You can of course buy a figure storage box. But, just buying the core set for Shadows of Brimstone will get you around 100 figures. That can get very expensive very fast. First I tried storing them in ornament storage boxes. This worked okay, but they tended to rattle around in there, and a few of the figures lost hands.
This is our current storage solution. I think Jeff saw one somewhere, and I picked up the rolling storage drawer from Amazon.
Next, I picked up a bunch of sheets of foam core board, and slowly but surely Jeff has been cutting around the bases to set up individual places for each figure.
Of course, most of the figures are just loose in the drawer, but because there are significantly fewer figures per drawer, it is easier to find them.

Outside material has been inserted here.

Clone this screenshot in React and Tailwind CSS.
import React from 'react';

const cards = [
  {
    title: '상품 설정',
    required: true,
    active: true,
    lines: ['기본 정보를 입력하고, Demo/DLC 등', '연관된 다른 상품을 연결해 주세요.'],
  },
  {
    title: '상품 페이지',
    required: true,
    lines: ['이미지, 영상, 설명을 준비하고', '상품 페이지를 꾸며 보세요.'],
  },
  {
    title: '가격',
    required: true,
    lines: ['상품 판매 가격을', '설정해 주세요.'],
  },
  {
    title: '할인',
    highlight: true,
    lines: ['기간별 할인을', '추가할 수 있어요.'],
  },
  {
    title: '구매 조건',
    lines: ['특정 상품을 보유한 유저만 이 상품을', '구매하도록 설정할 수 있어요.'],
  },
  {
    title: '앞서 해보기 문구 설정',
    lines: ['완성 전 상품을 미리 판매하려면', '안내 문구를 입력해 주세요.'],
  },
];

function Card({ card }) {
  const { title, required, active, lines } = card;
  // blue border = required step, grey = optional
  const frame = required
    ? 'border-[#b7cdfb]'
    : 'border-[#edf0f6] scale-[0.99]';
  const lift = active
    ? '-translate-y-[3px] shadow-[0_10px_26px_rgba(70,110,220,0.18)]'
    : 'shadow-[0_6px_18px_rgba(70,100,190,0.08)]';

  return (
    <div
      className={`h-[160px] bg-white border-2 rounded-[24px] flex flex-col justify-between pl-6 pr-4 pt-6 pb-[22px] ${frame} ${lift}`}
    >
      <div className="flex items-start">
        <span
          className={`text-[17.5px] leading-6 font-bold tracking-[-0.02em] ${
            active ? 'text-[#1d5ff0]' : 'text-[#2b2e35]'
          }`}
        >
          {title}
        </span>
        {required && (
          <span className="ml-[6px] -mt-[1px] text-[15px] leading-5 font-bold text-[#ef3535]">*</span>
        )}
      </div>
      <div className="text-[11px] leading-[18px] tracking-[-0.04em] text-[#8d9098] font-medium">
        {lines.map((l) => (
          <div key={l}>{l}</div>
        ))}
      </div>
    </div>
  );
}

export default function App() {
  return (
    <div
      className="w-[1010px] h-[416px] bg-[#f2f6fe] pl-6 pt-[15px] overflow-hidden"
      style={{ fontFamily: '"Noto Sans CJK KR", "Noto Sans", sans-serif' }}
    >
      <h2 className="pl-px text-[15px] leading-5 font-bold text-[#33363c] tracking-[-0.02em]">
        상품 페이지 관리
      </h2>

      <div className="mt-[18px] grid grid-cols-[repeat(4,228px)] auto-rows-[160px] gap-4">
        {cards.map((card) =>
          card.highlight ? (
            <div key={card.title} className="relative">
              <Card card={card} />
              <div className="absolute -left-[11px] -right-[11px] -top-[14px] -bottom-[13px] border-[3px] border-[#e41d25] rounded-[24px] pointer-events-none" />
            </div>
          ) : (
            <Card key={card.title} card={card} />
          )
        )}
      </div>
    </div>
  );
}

Okay, I think that’s all I have to say on how to organize Shadows of Brimstone.
Some much more light-hearted games
After that big heavy posting of the most insanely over the top complicated game, means I want something lighthearted, so here you go.
Camel Up
Comments
One response to “How to organize Shadows of Brimstone”
Thanks for the tips, Ticia. I like your idea for finding/tracking map tiles. I’ll have to give it thought (silver pen) but I will probably end up marking them as I have a lot of tiles now and keeping them in the original boxes seems a bit extreme.
Likewise for the idea of a foam inlay to place minis into. Again, I’ll have to consider the best way to cut spaces into the inlay. But it’s a great approach to stopping minis sliding/knocking around.
Coincidentally, you can find plastic photograph pockets (Juvale 300 Counts Plastic envelope bags – A7 – clear) for reasonable prices online. I like to use them for character and monster reference sheets to protect them. Sleeving cards is a personal preference, but it can get quite expensive. I store my cards in Ultimate Guard 400+ boxes which are also costly, but are robust and have space for sleeves and organizing dividers made from crafting card stock for sorting the game cards. The card boxes are very easy to carry around and pull cards from.